In the case here, you used two words where they could have been treated as a single word or a hyphenated word.
This is an example of repetition. You begin and end with "two" which creates an odd flow for the reader and catches their eye. Sometimes this can be used as a tool to intentionally draw attention to a point of emphasis (ie. Her eyes. Her eyes were those of a killer.), but in this instance it just jumbles the flow. I placed an example rewrite below.
In "he said, she said" format, the dialogue is part of the sentence, so you wouldn't capitalize "he" in this instance, despite the question mark.

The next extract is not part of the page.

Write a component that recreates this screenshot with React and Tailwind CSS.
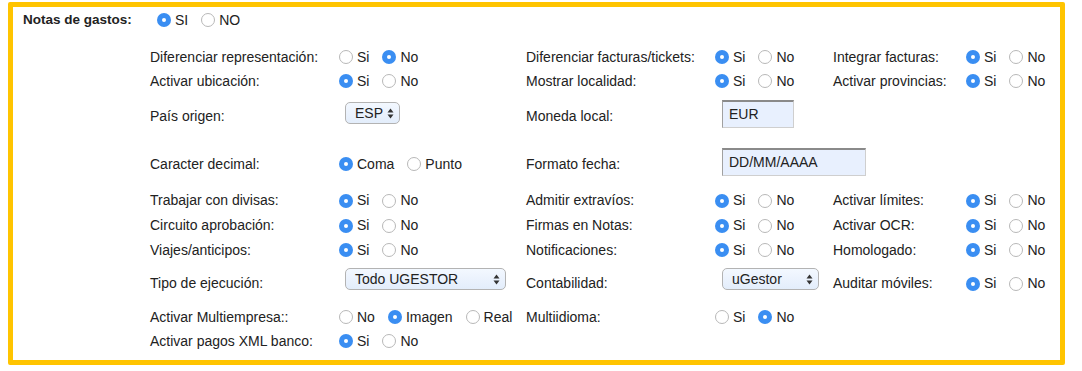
import React from "react";

const font = { fontFamily: '"Liberation Sans", Arial, Helvetica, sans-serif' };

function Radio({ checked }) {
  return checked ? (
    <span className="w-[14px] h-[14px] rounded-full bg-[#3a8ef2] flex items-center justify-center shrink-0">
      <span className="w-[4px] h-[4px] rounded-full bg-white" />
    </span>
  ) : (
    <span className="w-[14px] h-[14px] rounded-full border border-[#b8b8b8] bg-white shrink-0" />
  );
}

function Options({ items, value }) {
  return (
    <div className="flex items-center">
      {items.map((it) => (
        <label key={it} className="flex items-center mr-[13px]">
          <Radio checked={it === value} />
          <span className="ml-[4px]">{it}</span>
        </label>
      ))}
    </div>
  );
}

function SiNo({ v = "Si" }) {
  return <Options items={["Si", "No"]} value={v} />;
}

function Select({ value, w, className = "" }) {
  return (
    <div
      className={`h-[22px] shrink-0 rounded-[5px] border border-[#b3b3b3] bg-gradient-to-b from-[#f3f8ff] to-[#e3edfb] flex items-center justify-between pl-[9px] pr-[5px] ${w} ${className}`}
    >
      <span className="leading-none">{value}</span>
      <svg width="7" height="11" viewBox="0 0 7 11">
        <path d="M3.5 0.5 L6.5 4.5 L0.5 4.5 Z" fill="#333" />
        <path d="M3.5 10.5 L6.5 6.5 L0.5 6.5 Z" fill="#333" />
      </svg>
    </div>
  );
}

function Input({ value, w, className = "" }) {
  return (
    <div
      className={`h-[28px] shrink-0 bg-[#e8f0fe] border border-[#cfcfcf] border-t-[#8a8a8a] border-l-[#a0a0a0] border-t-2 flex items-center pl-[6px] ${w} ${className}`}
    >
      {value}
    </div>
  );
}

function Row({ h, children }) {
  return <div className={`flex items-center ${h}`}>{children}</div>;
}

const L1 = ({ children }) => <div className="w-[189px] shrink-0 whitespace-nowrap">{children}</div>;
const C1 = ({ children }) => <div className="w-[187px] shrink-0 flex items-center">{children}</div>;
const L2 = ({ children }) => <div className="w-[189px] shrink-0 whitespace-nowrap">{children}</div>;
const C2 = ({ children }) => <div className="w-[118px] shrink-0 flex items-center">{children}</div>;
const L3 = ({ children }) => <div className="w-[133px] shrink-0 whitespace-nowrap">{children}</div>;
const C3 = ({ children }) => <div className="flex-1 flex items-center">{children}</div>;

export default function App() {
  return (
    <div className="w-[1082px] h-[371px] bg-white text-[14px] text-[#222] overflow-hidden" style={font}>
      <div className="ml-[8px] mt-[2px] w-[1057px] h-[363px] border-[5px] border-[#ffc400] rounded-[2px]">
        <div className="flex items-center h-[26px] px-[10px]">
          <div className="w-[134px] font-bold text-[13.5px] whitespace-nowrap">Notas de gastos:</div>
          <Options items={["SI", "NO"]} value="SI" />
        </div>

        <div className="ml-[137px] mt-[12px]">
          <Row h="h-[24px]">
            <L1>Diferenciar representación:</L1>
            <C1><SiNo v="No" /></C1>
            <L2>Diferenciar facturas/tickets:</L2>
            <C2><SiNo /></C2>
            <L3>Integrar facturas:</L3>
            <C3><SiNo /></C3>
          </Row>
          <Row h="h-[24px]">
            <L1>Activar ubicación:</L1>
            <C1><SiNo /></C1>
            <L2>Mostrar localidad:</L2>
            <C2><SiNo /></C2>
            <L3>Activar provincias:</L3>
            <C3><SiNo /></C3>
          </Row>
          <Row h="h-[47px]">
            <L1>País origen:</L1>
            <C1><Select value="ESP" w="w-[55px]" className="ml-[6px] mb-[7px]" /></C1>
            <L2>Moneda local:</L2>
            <C2><Input value="EUR" w="w-[72px]" className="ml-[7px] mb-[5px]" /></C2>
          </Row>
          <Row h="h-[48px]">
            <L1>Caracter decimal:</L1>
            <C1><Options items={["Coma", "Punto"]} value="Coma" /></C1>
            <L2>Formato fecha:</L2>
            <C2><Input value="DD/MM/AAAA" w="w-[144px]" className="ml-[7px] mb-[4px]" /></C2>
          </Row>
          <Row h="h-[25px]">
            <L1>Trabajar con divisas:</L1>
            <C1><SiNo /></C1>
            <L2>Admitir extravíos:</L2>
            <C2><SiNo /></C2>
            <L3>Activar límites:</L3>
            <C3><SiNo /></C3>
          </Row>
          <Row h="h-[25px]">
            <L1>Circuito aprobación:</L1>
            <C1><SiNo /></C1>
            <L2>Firmas en Notas:</L2>
            <C2><SiNo /></C2>
            <L3>Activar OCR:</L3>
            <C3><SiNo /></C3>
          </Row>
          <Row h="h-[24px]">
            <L1>Viajes/anticipos:</L1>
            <C1><SiNo /></C1>
            <L2>Notificaciones:</L2>
            <C2><SiNo /></C2>
            <L3>Homologado:</L3>
            <C3><SiNo /></C3>
          </Row>
          <Row h="h-[43px]">
            <L1>Tipo de ejecución:</L1>
            <C1><Select value="Todo UGESTOR" w="w-[161px]" className="ml-[6px] mb-[9px]" /></C1>
            <L2>Contabilidad:</L2>
            <C2><Select value="uGestor" w="w-[97px]" className="ml-[7px] mb-[9px]" /></C2>
            <L3>Auditar móviles:</L3>
            <C3><SiNo /></C3>
          </Row>
          <Row h="h-[24px]">
            <L1>Activar Multiempresa::</L1>
            <C1><Options items={["No", "Imagen", "Real"]} value="Imagen" /></C1>
            <L2>Multiidioma:</L2>
            <C2><SiNo v="No" /></C2>
          </Row>
          <Row h="h-[24px]">
            <L1>Activar pagos XML banco:</L1>
            <C1><SiNo /></C1>
          </Row>
        </div>
      </div>
    </div>
  );
}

So, similar to the above, your sentence structure is off here. Also, I personally don't get the verb use here, where you use "drew back". It isn't painting a clear picture in my thoughts and leaving me confused as to the intended imagery. That's something to keep in mind in all writing: what will this look like to the reader?
Story
This is a well done example of setting up your character's familiarity for the locale based on both fictional history and your aspects. This is done organically, within the story, which strengthens the narrative and helps your score.
You have the opening post in this match, which means you are saddled with establishing the primary hook and narrative driving force of the match—which you did. However, this is the only instance of actual combat in the entirety of this post. It amounts to a brief flash and quick exchange. Typically, we would like to see a bit more in the way of conflict to really drive the story forward, but this does set up the match. So, in that regard, it's not terrible. In fact, it's something! Just need to get more comfortable and add a bit more to your set-up in regards to this.
To close out the story comments on this post, I just want to highlight a missed opportunity for you. Much of the post is spent hinting at some sort of "reason" for them being there. That there is some "cause" she is interfering with and the offer that was alluded to. You left your readers with questions that aren't answered in a satisfactory way. You don't have to outright say it, but you need to at least quantify it in a way that hooks the reader, rather than annoying them. This also leaves a plot hole opening for your opponent to grab hold of and run with, helping their score instead of yours.
Realism
While not a mark against you, it should be noted for your reference that you walked the line between utilizing your opponent's aspects and putting yourself at odds against them. This isn't the place you want to be in your writing, because Realism scores can quickly stack up and make, or break, your chances. The reason this is of note in your post is that you have Rhylance initiating this conflict. This has the high probability of going against "Sharp As My Mind" which places emphasis on him avoiding combat until his target least expects an attack. While not a line that was explicitly broken, it was brought into question here.